This help topic describes how to prevent sections of a document from being indexed. To prevent an entire document from being indexed, see the topics above.
Spiderline supports the proprietary "robots" comment tag. This tag allows a web author to apply robots exclusion rules to arbitrary sections of a
document. The tag has one attribute, content, with the following possible values:
- noindex - the text enclosed in the tag is not saved in the index
- nofollow - links are not extracted from the text enclosed
- none - enclosed text is not indexed nor searched for links
Values "index", "follow", and "all" are also valid. In practice they
are ignored since they are the unspoken defaults.

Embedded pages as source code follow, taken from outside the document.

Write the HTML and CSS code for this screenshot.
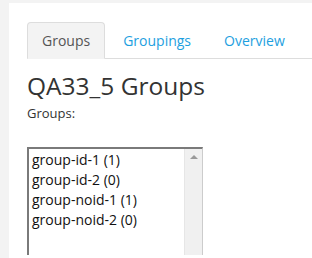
FILE: index.html
```html
<!DOCTYPE html>
<html>
<head>
<meta charset="utf-8">
<link rel="stylesheet" href="styles.css">
</head>
<body>
<div class="panel">
  <ul class="tabs">
    <li class="tab active">Groups</li>
    <li class="tab">Groupings</li>
    <li class="tab">Overview</li>
  </ul>
  <h2 class="title">QA33_5 Groups</h2>
  <div class="label">Groups:</div>
  <div class="listbox">
    <div class="options">
      <div class="opt">group-id-1 (1)</div>
      <div class="opt">group-id-2 (0)</div>
      <div class="opt">group-noid-1 (1)</div>
      <div class="opt">group-noid-2 (0)</div>
    </div>
    <div class="scroll"><span class="arrow"></span></div>
  </div>
</div>
</body>
</html>
```

FILE: styles.css
```css
html, body {
  margin: 0;
  padding: 0;
  background: #f3f3f3;
  font-family: "Open Sans", sans-serif;
  color: #333;
  overflow: hidden;
}
.panel {
  margin: 3px 0 0 9px;
  background: #fff;
  height: 255px;
  padding: 19px 0 0 18px;
  box-sizing: border-box;
}
.tabs {
  list-style: none;
  margin: 0;
  padding: 0;
  display: flex;
  border-bottom: 1px solid #ddd;
}
.tab {
  font-size: 14px;
  line-height: 20px;
  padding: 8px 14px 7px;
  margin-right: 3px;
  margin-bottom: -1px;
  color: #1ea0e0;
  border: 1px solid transparent;
  border-radius: 4px 4px 0 0;
}
.tab.active {
  color: #555;
  background: #f3f3f3;
  border-color: #ddd #ddd transparent;
}
.title {
  font-size: 24.5px;
  font-weight: 400;
  margin: 10px 0 0;
  line-height: 34px;
  color: #333;
}
.label {
  font-size: 13px;
  line-height: 18px;
  margin-top: 1px;
}
.listbox {
  margin-top: 25px;
  width: 173px;
  height: 106px;
  border-top: 2px solid #7a7a7a;
  border-left: 2px solid #7a7a7a;
  border-right: 1px solid #ccc;
  display: flex;
}
.options {
  flex: 1;
  padding: 1px 0 0 3px;
}
.opt {
  font-size: 14px;
  line-height: 20px;
  color: #111;
}
.scroll {
  width: 17px;
  background: #f0f0f0;
  border-left: 1px solid #e6e6e6;
  display: flex;
  justify-content: center;
  padding-top: 6px;
}
.arrow {
  width: 0;
  height: 0;
  border-left: 4px solid transparent;
  border-right: 4px solid transparent;
  border-bottom: 4px solid #9a9a9a;
}
```
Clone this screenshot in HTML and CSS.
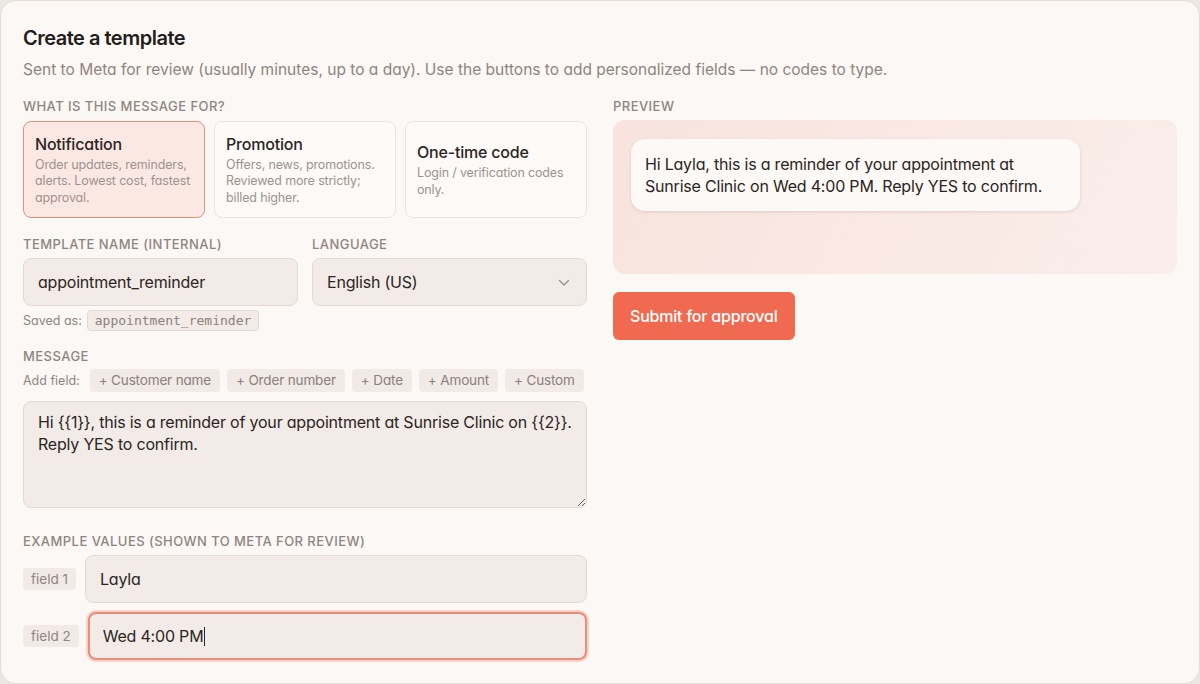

This feature is expected to fit the customer need of preventing certain
parts of a document - such as a navigational sidebar - from being included
in the search.
Example:
<HTML>
<BODY>
This text will be indexed.
<A HREF="foo.html"> this link will be followed </A>
<!-- robots content="none" -->
This text will NOT be indexed.
<A HREF="bar.html"> this link will NOT be followed </A>
<!-- /robots -->
<!-- robots content="noindex" -->
This text will NOT be indexed.
<A HREF="bar1.html"> this link WILL be followed </A>
<!-- /robots -->
<!-- robots content="nofollow" -->
This text WILL be indexed.
<A HREF="bar1.html"> this link will NOT be followed </A>
<!-- /robots -->
la la la
</BODY>
</HTML>
For the example of a navigational sidebar, the "noindex" value
would be the best choice.
This syntax was designed to match the robots META tag.
For documents which have both the "robots" META tag and
the "robots" comment tag, the most restrictive interpretation will
be made, always erring on the side on not indexing or not following.